There are reports that North Korea may be negotiating via Russian back channels to avoid this disaster, which is certainly gives me hope. Kim may be crazy, and many North Koreans may be resigned to die in war. But I don’t think Kim himself has a death wish. I think he understands the terrible power of the arms he’s been building, and I hope he ultimately will use them as bargaining chips with the rest of the world, instead of triggering a planetary conflagration.

I wish he’d visit Hiroshima and learn first-hand the destruction nuclear weapons can wreak.

This Cenotaph memorializes the names of every victim of the atomic bomb that destroyed Hiroshima, and gives visitors who pay tribute a straight view past an eternal flame to the atomic bomb dome.

I visited Hiroshima’s Peace Memorial Park as a child, when my family lived in Japan. And as an adult, I’ve visited the park and its powerful museum with my mom and with my wife and in-laws.

It’s a solemn, yet hopeful place. The arch of the cenotaph monument that covers the name of every victims of the bomb that exploded over Hiroshima is set so as a visitor pays respect to the dead, the view through the arch centers on the dramatic skeletal dome of the one building that remains from that day, which was left as a memorial at ground zero.

One of the grisly dioramas at the Hiroshima Peace Memorial Park Museum, recreating what happened to civilians when the atomic bomb was dropped.

The museum shows in stark displays of photos, artifacts and recreations of the fiery destruction what the civilian citizens (and many Americans including POWs, by the way) suffered. Odd pieces of humanity survived – a bento box, a tricycle, scraps of clothing with the bodies they covered long gone.

When my wife and I took my mom to Hiroshima and walked through this somber, emotional museum, we asked what she thought. She had never spoken much about her wartime experience growing up in Nemuro, a small fishing city in Hokkaido, Japan’s northernmost island. But with some prodding, she opened up about the firebombing that Nemuro suffered just months before the end of the war. It wasn’t an atomic bomb, so she didn’t see nuclear holocaust. But she saw a neighbor who was running toward her family with houses in flames all around them. “He just blew up,” she said, with a faraway look in her eyes.

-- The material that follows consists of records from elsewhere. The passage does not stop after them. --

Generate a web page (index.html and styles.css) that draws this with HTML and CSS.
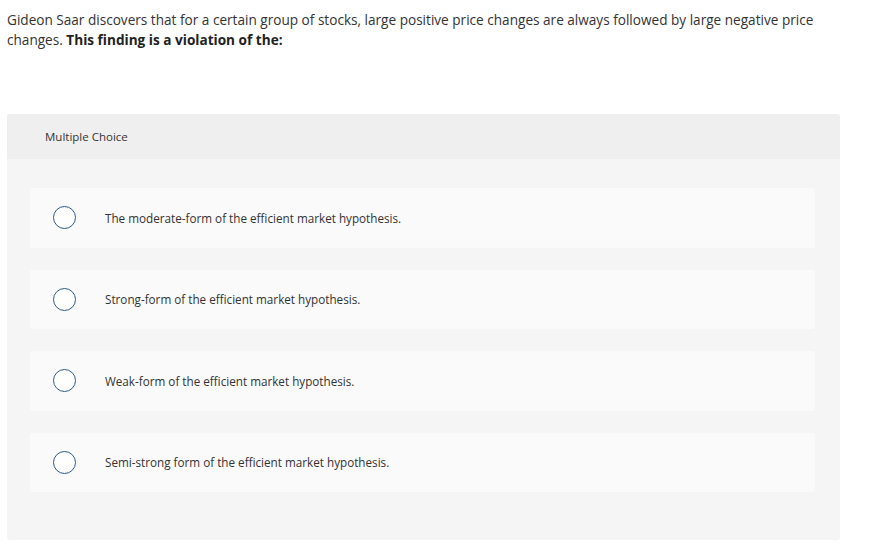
FILE: index.html
```html
<!DOCTYPE html>
<html>
<head>
<meta charset="utf-8">
<link rel="stylesheet" href="styles.css">
</head>
<body>
<div class="question">Gideon Saar discovers that for a certain group of stocks, large positive price changes are always followed by large negative price changes. <strong>This finding is a violation of the:</strong></div>
<div class="panel">
  <div class="panel-head">Multiple Choice</div>
  <div class="panel-body">
    <div class="option"><span class="radio"></span><span class="label">The moderate-form of the efficient market hypothesis.</span></div>
    <div class="option"><span class="radio"></span><span class="label">Strong-form of the efficient market hypothesis.</span></div>
    <div class="option"><span class="radio"></span><span class="label">Weak-form of the efficient market hypothesis.</span></div>
    <div class="option"><span class="radio"></span><span class="label">Semi-strong form of the efficient market hypothesis.</span></div>
  </div>
</div>
</body>
</html>
```
FILE: styles.css
```css
body {
  margin: 0;
  background: #fff;
  font-family: "Open Sans", Lato, sans-serif;
  color: #333;
}
.question {
  padding: 10px 0 0 7px;
  font-size: 13.6px;
  line-height: 20px;
  width: 840px;
  box-sizing: border-box;
}
.question strong {
  font-weight: 700;
  color: #222;
}
.panel {
  margin: 64px 0 0 7px;
  width: 833px;
  border-radius: 3px;
  background: #f5f5f5;
  overflow: hidden;
}
.panel-head {
  background: #efefef;
  height: 45px;
  display: flex;
  align-items: center;
  padding-left: 38px;
  font-size: 11.5px;
  color: #333;
}
.panel-body {
  padding: 29px 25px 48px 23px;
  display: flex;
  flex-direction: column;
  gap: 22px;
}
.option {
  background: #fafafa;
  border-radius: 3px;
  height: 59.5px;
  display: flex;
  align-items: center;
  padding-left: 23px;
}
.radio {
  width: 21px;
  height: 21px;
  border: 1.5px solid #2d5b8c;
  border-radius: 50%;
  flex: none;
  background: #fff;
}
.label {
  margin-left: 29px;
  font-size: 11.7px;
  color: #333;
}
```
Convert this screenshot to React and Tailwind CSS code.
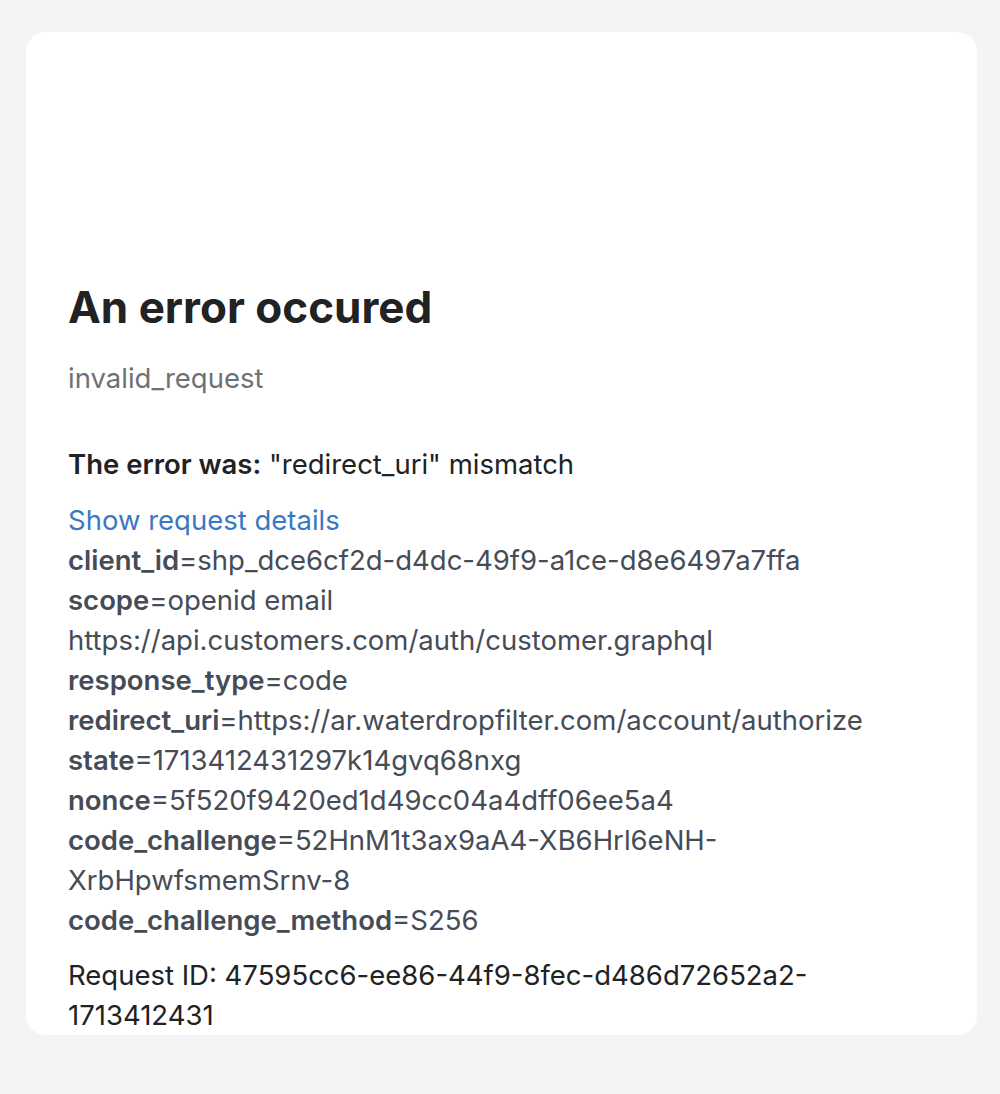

Hiroshima and Nagasaki are reminders to everyone in Japan about the ultimate horrors of war — the type of horror that now looms over the Earth again, 70 years later.

One of the objects on display, a tricycle that was left in the wake of the nuclear blast.

The grounds of the Hiroshima Memorial Peace Park also hosts a statue of Sadako Sasaki, a girl who lived a little over a mile from ground zero when the A-bomb exploded when she was two years old.

She survived the bombing, but died when she was 12, of radiation-linked Leukemia. As she fell ill, she made origami cranes, trying to fold 1,000 cranes, which in Japanese folklore means long life. Her story was memorialized in the book “Sadako and the Thousand Paper Cranes.” Children throughout the world now make strings of 1,000 cranes and send them to the Peace Park, where they’re stored in display cases surrounding a bell and statue of Sadako.

Today, students all over the world make strings of origami cranes and send them to the Hiroshima Memorial Peace Park, where they’re added to display cases that surround Sadako’s statue whose statue is frozen in a gracefull dance atop the memorial.

Sadako’s spirit of hope helps me be hopeful for the future today.

This year, Denver’s new Consul General of Japan, Hiroto Hirakoba, attended a ceremony at the former Wendover Air Force Base in Utah, where the Enola Gay bomber that dropped the bomb over Hiroshima, where he gave a crane folded by Sadako and donated by her nephew, to be displayed in a Wendover museum. The Consulate also planned to donate a crane to the Los Alamos Laboratory in New Mexico, where the atomic bomb was developed.

A sampling of Sadako’s origami cranes, which are on display at the Hiroshima Memorial Peace Park. Some of the cranes were sent to the United States this year to help forge a stronger, hopefully nuclear-free peace for the future.

I also have hope because of a touching documentary film I saw last year, “Paper Lanterns,” which is still making the rounds of festivals and private screenings. The movie’s director, Barry Frechette, films a Japanese man, Shigeaki Mori, who was a kid when Hiroshima was bombed, on his journey to find the fate of a group of American POWs who were killed in Hiroshima that day. When President Obama made his landmark visit to Hiroshima in 2016, he hugged Mori during the ceremony, a powerful scene that brings closure to the film and its subjects.

If you get the chance, I highly recommend seeing this moving documentary. It’s a tribute to the closure that helps people move past the sorrow that has shrouded them since the end of the war and build new relationships between Americans and Japanese. It’s a film full of hope, for the future.

And finally, I’m hopeful because most of the world is united against the use of nuclear weapons. The Nobel Peace Prize this year was awarded to the International Campaign to Abolish Nuclear Weapons (ICAN), an organization working to get the international community to ban nuclear weapons entirely.

The Nobel Peace Prize announced its award to ICAN was “for its work to draw attention to the catastrophic humanitarian consequences of any use of nuclear weapons and for its ground-breaking efforts to achieve a treaty-based prohibition of such weapons.”

I hope people are listening, both in Washington and Pyongyang.

So in spite of the worrisome news, I’m hopeful that our country, and the world, will survive and be safer than in the past.

Happy holidays and a Happy New Year!

A shorter version of this essay ran in the Pacific Citizen‘s 2018 Holiday Issue. I’m the Editorial Board Chair for JACL’s Pacific Citizen.